__Work to do__:
Take the listing from its first line through the line that contains "import React from" and please retype those lines exactly, leaving out the pictures.

__Available data__:
• • • • • • •
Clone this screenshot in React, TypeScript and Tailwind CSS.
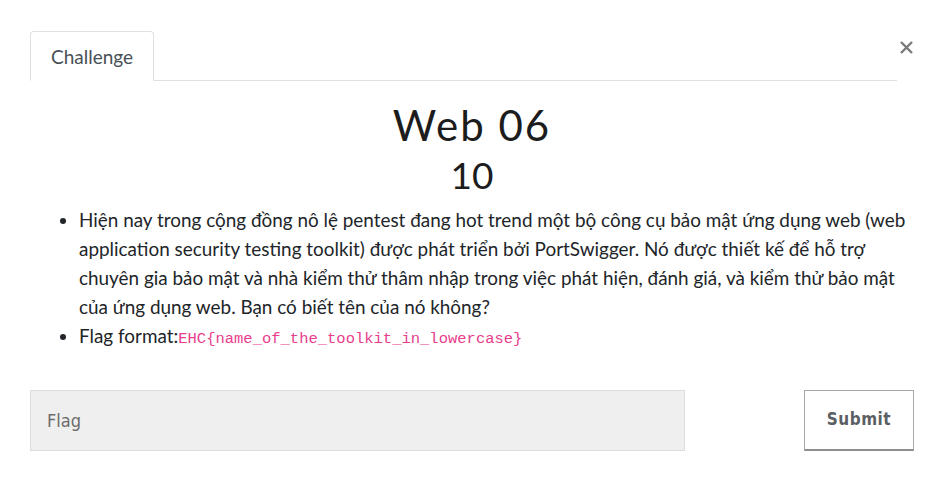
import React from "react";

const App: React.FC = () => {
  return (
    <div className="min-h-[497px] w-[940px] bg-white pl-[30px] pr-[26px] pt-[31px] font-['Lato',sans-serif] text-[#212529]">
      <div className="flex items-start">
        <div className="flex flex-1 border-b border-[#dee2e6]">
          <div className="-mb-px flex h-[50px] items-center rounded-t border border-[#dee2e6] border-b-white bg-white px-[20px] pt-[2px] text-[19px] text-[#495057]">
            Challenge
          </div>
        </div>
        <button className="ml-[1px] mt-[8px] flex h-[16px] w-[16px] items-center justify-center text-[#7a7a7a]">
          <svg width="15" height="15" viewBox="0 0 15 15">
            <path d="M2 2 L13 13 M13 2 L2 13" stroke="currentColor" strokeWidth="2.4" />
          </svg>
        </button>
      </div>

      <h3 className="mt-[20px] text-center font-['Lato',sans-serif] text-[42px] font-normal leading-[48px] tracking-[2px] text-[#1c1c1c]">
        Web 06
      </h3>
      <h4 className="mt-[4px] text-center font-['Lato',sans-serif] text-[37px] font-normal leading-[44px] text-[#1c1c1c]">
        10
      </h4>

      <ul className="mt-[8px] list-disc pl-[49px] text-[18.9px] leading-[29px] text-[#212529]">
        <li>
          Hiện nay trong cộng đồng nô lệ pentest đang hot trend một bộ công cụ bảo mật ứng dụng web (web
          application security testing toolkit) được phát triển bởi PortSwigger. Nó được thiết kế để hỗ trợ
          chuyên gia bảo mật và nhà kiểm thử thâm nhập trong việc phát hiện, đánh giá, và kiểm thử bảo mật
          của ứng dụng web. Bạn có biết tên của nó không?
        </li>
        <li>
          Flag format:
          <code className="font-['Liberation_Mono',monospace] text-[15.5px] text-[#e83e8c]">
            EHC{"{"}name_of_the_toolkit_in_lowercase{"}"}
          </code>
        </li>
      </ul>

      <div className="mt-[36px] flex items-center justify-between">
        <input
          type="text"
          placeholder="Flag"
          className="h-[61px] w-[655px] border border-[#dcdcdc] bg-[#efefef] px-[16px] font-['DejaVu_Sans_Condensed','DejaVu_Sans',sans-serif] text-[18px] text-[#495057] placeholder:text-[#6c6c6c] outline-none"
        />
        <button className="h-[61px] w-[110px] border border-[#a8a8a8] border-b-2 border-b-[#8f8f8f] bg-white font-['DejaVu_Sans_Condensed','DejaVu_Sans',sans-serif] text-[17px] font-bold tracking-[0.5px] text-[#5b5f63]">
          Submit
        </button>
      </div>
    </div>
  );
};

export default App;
• • • • • • •
__Problem solution__:
Clone this screenshot in React, TypeScript and Tailwind CSS.
import React from "react";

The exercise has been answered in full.